Javier Ortiz Cassiani
22 de marzo de 2015 - 01:59 a. m.

Si la pobreza del Chocó fuera sólo asunto mental, como algunos estilan decir ahora, quizá la situación se remediaría lanzando desde el aire manuales de superación personal.

Pero la realidad es mucho más compleja, y supera, por supuesto, los límites de lo personal. Lo del Chocó es un problema estructural, con profundas raíces históricas, que tampoco se soluciona con los 250 mercaditos que entregó el procurador, uno a uno, en mangas de camisa y calzonarias, hace algunos días en Quibdó.
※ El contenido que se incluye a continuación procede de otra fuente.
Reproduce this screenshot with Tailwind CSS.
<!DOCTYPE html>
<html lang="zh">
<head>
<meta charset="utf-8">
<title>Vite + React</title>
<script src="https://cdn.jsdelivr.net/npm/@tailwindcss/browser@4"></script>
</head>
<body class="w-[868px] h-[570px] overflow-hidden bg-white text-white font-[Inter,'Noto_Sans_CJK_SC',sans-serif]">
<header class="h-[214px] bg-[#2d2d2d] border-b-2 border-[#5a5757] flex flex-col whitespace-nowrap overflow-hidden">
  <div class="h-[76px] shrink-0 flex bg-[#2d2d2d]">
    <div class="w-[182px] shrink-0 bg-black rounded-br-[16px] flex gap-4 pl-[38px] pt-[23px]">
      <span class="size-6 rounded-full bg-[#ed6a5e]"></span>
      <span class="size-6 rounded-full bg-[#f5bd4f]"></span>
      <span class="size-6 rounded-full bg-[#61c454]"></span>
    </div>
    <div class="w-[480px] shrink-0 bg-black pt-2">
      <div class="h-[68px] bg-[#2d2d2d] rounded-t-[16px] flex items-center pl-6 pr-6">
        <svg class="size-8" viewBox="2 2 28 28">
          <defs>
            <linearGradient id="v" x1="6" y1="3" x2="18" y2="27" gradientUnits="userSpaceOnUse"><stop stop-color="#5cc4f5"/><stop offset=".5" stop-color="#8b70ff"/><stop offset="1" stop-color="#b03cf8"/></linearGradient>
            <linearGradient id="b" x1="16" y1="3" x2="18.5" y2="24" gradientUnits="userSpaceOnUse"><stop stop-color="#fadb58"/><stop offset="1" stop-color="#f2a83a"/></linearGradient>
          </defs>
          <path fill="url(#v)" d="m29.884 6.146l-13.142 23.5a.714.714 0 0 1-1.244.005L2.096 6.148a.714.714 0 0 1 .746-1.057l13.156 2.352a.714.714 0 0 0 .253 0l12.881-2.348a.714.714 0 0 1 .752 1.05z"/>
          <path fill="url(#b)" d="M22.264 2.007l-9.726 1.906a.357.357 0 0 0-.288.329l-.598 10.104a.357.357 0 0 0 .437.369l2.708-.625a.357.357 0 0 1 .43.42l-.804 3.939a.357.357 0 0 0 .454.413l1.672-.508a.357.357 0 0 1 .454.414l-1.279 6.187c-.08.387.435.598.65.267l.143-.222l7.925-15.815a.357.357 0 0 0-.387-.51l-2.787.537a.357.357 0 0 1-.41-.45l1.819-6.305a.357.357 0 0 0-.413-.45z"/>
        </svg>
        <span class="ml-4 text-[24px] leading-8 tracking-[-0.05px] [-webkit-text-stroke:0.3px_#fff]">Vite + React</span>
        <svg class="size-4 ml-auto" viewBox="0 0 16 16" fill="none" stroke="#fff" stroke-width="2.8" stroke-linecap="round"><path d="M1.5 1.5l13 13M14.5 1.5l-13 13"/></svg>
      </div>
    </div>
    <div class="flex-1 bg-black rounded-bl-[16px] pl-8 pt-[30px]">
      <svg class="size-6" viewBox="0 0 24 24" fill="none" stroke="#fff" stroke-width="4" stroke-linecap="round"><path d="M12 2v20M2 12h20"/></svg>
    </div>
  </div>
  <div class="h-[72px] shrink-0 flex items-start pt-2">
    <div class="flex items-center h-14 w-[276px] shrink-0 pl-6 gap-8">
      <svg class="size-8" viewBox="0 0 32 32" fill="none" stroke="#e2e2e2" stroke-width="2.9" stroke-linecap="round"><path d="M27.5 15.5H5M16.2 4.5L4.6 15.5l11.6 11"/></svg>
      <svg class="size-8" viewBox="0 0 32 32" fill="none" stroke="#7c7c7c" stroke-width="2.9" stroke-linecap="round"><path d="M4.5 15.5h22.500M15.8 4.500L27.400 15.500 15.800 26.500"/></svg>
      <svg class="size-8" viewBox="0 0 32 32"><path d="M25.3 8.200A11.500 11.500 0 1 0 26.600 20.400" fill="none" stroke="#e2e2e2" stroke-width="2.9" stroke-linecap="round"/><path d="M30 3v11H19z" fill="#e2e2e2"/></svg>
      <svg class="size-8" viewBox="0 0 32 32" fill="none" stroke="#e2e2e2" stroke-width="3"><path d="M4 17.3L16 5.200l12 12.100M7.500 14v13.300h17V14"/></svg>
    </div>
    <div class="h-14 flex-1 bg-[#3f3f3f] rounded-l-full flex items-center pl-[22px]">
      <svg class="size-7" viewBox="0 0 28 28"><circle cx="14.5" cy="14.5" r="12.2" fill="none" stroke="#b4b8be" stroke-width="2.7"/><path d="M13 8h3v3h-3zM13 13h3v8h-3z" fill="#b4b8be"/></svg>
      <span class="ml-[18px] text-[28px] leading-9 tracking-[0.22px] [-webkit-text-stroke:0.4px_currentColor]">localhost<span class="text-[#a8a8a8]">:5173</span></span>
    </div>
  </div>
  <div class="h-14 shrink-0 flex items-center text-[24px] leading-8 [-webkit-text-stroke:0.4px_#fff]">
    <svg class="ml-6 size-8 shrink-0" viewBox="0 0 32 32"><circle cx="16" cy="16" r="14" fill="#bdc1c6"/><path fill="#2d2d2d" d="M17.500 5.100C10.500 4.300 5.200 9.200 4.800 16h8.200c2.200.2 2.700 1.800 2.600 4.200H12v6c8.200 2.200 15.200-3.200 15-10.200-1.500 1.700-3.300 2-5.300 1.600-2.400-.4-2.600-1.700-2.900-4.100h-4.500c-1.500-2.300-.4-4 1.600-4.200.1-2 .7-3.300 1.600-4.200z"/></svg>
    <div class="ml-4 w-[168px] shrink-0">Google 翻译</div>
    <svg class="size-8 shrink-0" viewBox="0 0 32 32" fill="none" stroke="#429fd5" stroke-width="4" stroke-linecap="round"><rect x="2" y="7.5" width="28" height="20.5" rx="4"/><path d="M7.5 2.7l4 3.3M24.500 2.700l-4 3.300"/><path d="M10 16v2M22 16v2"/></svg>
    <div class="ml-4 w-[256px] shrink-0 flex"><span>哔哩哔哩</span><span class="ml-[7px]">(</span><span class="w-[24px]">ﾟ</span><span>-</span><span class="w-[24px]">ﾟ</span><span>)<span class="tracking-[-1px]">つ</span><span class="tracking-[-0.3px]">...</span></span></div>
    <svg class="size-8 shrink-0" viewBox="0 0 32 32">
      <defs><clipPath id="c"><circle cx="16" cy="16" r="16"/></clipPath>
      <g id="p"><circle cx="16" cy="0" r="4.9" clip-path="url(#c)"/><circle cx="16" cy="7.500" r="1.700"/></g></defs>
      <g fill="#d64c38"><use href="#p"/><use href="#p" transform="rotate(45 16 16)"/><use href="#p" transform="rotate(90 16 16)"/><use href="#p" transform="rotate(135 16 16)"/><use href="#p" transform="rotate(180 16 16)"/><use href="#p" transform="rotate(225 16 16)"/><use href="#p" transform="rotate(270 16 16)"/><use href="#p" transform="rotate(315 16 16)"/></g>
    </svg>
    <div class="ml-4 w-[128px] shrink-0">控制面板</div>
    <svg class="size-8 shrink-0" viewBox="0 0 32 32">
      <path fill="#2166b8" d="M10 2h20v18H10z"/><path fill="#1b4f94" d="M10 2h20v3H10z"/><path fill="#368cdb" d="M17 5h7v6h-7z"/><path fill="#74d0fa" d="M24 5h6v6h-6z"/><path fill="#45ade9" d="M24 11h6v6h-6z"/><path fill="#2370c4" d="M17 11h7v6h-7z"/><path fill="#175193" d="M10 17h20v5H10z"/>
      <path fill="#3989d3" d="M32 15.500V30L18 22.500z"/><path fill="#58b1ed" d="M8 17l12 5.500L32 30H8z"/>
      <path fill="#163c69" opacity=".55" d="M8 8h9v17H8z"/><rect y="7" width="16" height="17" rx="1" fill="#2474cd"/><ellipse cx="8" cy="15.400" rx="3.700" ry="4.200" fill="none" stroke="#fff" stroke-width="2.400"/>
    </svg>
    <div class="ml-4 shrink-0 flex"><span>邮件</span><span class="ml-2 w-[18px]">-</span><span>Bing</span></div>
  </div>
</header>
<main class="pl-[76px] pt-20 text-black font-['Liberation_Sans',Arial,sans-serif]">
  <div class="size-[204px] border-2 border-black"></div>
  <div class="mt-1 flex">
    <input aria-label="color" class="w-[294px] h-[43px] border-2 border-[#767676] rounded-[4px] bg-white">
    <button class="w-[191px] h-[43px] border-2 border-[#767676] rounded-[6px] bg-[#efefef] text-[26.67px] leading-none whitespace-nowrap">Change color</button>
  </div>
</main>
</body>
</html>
Tan obstinadas como sus abundantes lluvias, son las visiones que desde afuera se han construido de la región. Adentro siempre han estado las riquezas, el oro, el platino, la madera. Al unísono con la explotación indiscriminada de los recursos, desde tiempos remotos se habló de estos territorios como el paraíso donde habitaba el demonio. En 1724, Juan Gómez Frías, obispo de Popayán, juntó en un solo sermón toda su amargura contra los habitantes negros de las selvas y ríos del Chocó, y rogó con todas sus fuerzas al altísimo que “el sol se les oscurezca de día y la luna de noche”, que mendigaran de puerta en puerta sin recibir ningún socorro y que cayeran sobre ellos “las plagas que envío Dios sobre el reino de Egipto” y las maldiciones de Sodoma y Gomorra.

El problema del Chocó no ha sido la ausencia absoluta del Estado, sino la forma en que éste ha hecho presencia en la región. Desde los tiempos en que la Comisión Corográfica de Agustín Codazzi intentaba construir una cartografía moderna del país para explotar sus recursos naturales, lo que ha sucedido sistemáticamente es la implementación de proyectos de desarrollo que llevan consigo modelos civilizatorios.
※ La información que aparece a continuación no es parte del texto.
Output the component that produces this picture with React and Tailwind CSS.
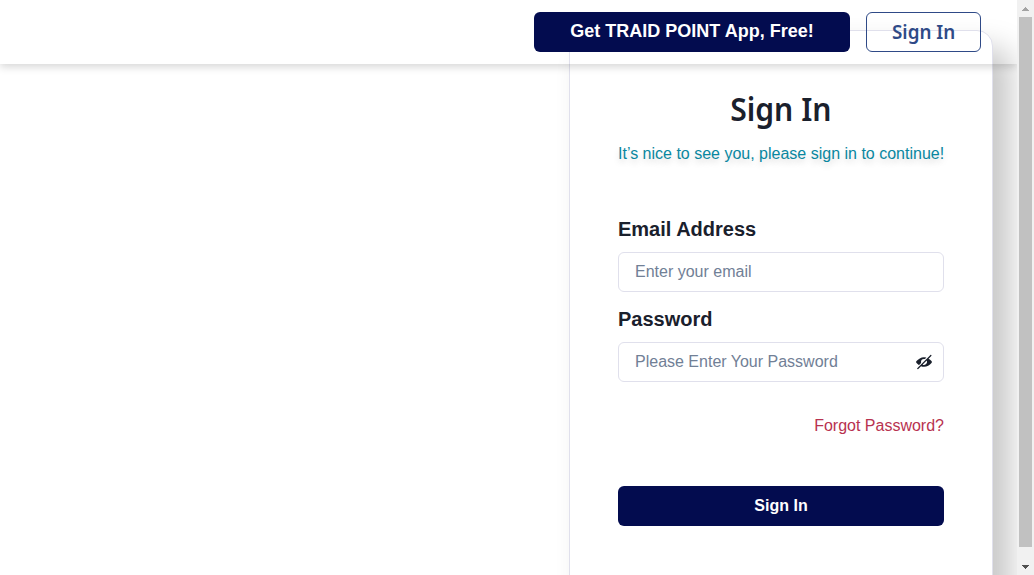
import React from "react";

function ViewOffIcon() {
  return (
    <svg viewBox="0 0 24 24" className="size-4 shrink-0" fill="currentColor" aria-hidden="true">
      <path d="M23.2,10.549a20.954,20.954,0,0,0-4.3-3.6l4-3.995a1,1,0,1,0-1.414-1.414l-.018.018a.737.737,0,0,1-.173.291l-19.5,19.5c-.008.007-.018.009-.026.017a1,1,0,0,0,1.631,1.088l4.146-4.146a11.26,11.26,0,0,0,4.31.939h.3c4.256,0,8.489-2.984,11.051-5.8A2.171,2.171,0,0,0,23.2,10.549ZM16.313,13.27a4.581,4.581,0,0,1-3,3.028,4.3,4.3,0,0,1-3.1-.19.253.253,0,0,1-.068-.407l5.56-5.559a.252.252,0,0,1,.407.067A4.3,4.3,0,0,1,16.313,13.27Z" />
      <path d="M7.615,13.4a.244.244,0,0,0,.061-.24A4.315,4.315,0,0,1,7.5,12,4.5,4.5,0,0,1,12,7.5a4.276,4.276,0,0,1,1.16.173.244.244,0,0,0,.24-.061l1.941-1.942a.254.254,0,0,0-.1-.421A10.413,10.413,0,0,0,12,4.75C7.7,4.692,3.4,7.7.813,10.549a2.15,2.15,0,0,0-.007,2.9,21.209,21.209,0,0,0,3.438,3.03.256.256,0,0,0,.326-.029Z" />
    </svg>
  );
}

function Header() {
  return (
    <header className="absolute inset-x-0 top-0 z-10 flex h-16 items-center justify-end gap-4 pr-9 shadow-[0_3px_8px_rgba(0,0,0,0.16)]">
      <button className="h-10 w-[316px] rounded-md bg-[#030c4f] pb-0.5 text-lg font-bold text-white">
        Get TRAID POINT App, Free!
      </button>
      <button className="flex h-10 w-[115px] items-center justify-center rounded-md border border-[#2f4a87] font-['Noto_Sans',sans-serif] text-xl font-semibold text-[#2f4a87]">
        <span className="inline-block scale-x-[0.94]">Sign In</span>
      </button>
    </header>
  );
}

function Field({ label, placeholder, type, icon }) {
  return (
    <div>
      <label className="block h-[30px] text-xl font-bold leading-[30px]">{label}</label>
      <div className="mt-2 flex h-10 items-center rounded-md border border-[#e0e0ec] pl-4 pr-[11px]">
        <input
          type={type}
          placeholder={placeholder}
          className="h-6 min-w-0 flex-1 bg-transparent text-base outline-none placeholder:text-[#718096]"
        />
        {icon}
      </div>
    </div>
  );
}

function SignInCard() {
  return (
    <main className="mt-[30px] ml-[569px] h-[620px] w-[424px] shrink-0 rounded-2xl border border-[#e0e0ec] bg-white px-12 pt-[54px] shadow-[18px_18px_30px_#c8c8c8]">
      <h1 className="flex h-12 items-center justify-center font-['Noto_Sans',sans-serif] text-[32px] font-semibold">
        <span className="inline-block scale-x-[0.94]">Sign In</span>
      </h1>
      <p className="mt-[9px] text-center text-base leading-6 whitespace-nowrap text-[#0987a0] [text-shadow:0_4px_6px_rgba(0,0,0,0.15)]">
        It’s nice to see you, please sign in to continue!
      </p>
      <form className="mt-12 flex flex-col gap-3">
        <Field label="Email Address" placeholder="Enter your email" type="email" />
        <Field label="Password" placeholder="Please Enter Your Password" type="password" icon={<ViewOffIcon />} />
      </form>
      <a className="mt-8 block text-right text-base leading-6 text-[#b83250]">Forgot Password?</a>
      <button className="mt-12 h-10 w-full rounded-md bg-[#030c4f] text-base font-bold text-white">
        Sign In
      </button>
    </main>
  );
}

function Scrollbar() {
  return (
    <div className="flex w-[17px] shrink-0 flex-col items-center bg-[#f1f1f1]">
      <div className="flex h-[17px] items-center justify-center">
        <svg width="7" height="4" viewBox="0 0 7 4" fill="#a3a3a3" shapeRendering="crispEdges">
          <path d="M3 0h1v1h1v1h1v1h1v1H0V3h1V2h1V1h1z" />
        </svg>
      </div>
      <div className="h-[530px] w-[13px] bg-[#c1c1c1]" />
      <div className="mt-auto flex h-[17px] items-center justify-center">
        <svg width="7" height="4" viewBox="0 0 7 4" fill="#505050" shapeRendering="crispEdges">
          <path d="M0 0h7v1H6v1H5v1H4v1H3V3H2V2H1V1H0z" />
        </svg>
      </div>
    </div>
  );
}

export default function App() {
  return (
    <div className="flex h-[575px] w-[1034px] overflow-hidden bg-white font-['Liberation_Sans',Arial,sans-serif] text-[#1a202c]">
      <div className="relative flex flex-1 items-start overflow-hidden">
        <Header />
        <SignInCard />
      </div>
      <Scrollbar />
    </div>
  );
}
La estrategia del Estado ha sido apoyar a las grandes empresas agrícolas y mineras y tratar de garantizarles una mano de obra cautiva que contribuya a sus intereses. Cuando sus habitantes —cuyos ancestros aprovecharon la geografía para dispersarse después de la abolición de la esclavitud— se negaron a sumarse a este modelo que refresca una memoria de látigos y grilletes, entonces aparecieron los estereotipos que hablan de una población indolente, a espaldas del progreso, que se conforma chapoteando en sus ríos, comiendo plátano y pescado y bailando en las fiestas de San Pacho.

Por supuesto que el Chocó necesita desarrollo, pero un desarrollo que sea capaz de entender las realidades históricas del territorio y que respete las formas como sus habitantes ancestralmente se han movido en el espacio. Lo otro es seguir apostándole a volver operativa a la población para que enriquezca a los inversionistas foráneos, amamante una tradición de corrupción política local, mientras desde afuera se continúa pensando en el Chocó como un “paraíso salvaje” que necesita de la mano civilizadora.

Si no somos capaces de implementar programas de desarrollo acordes con el reconocimiento y respeto a la pluralidad cultural que consagra nuestra Constitución, estaríamos fracasando como nación. Creer que la pobreza del Chocó es un asunto que simplemente opera en la mente de la mayoría de sus habitantes es desconocer una historia de despojo, marginación y discriminación estructural sobre la región y su gente. Es también arriesgarse a que a la senadora Paloma Valencia se le ocurra plantear una de sus anacrónicas soluciones, con el pulso de agrimensora desquiciada que la asiste por estos días.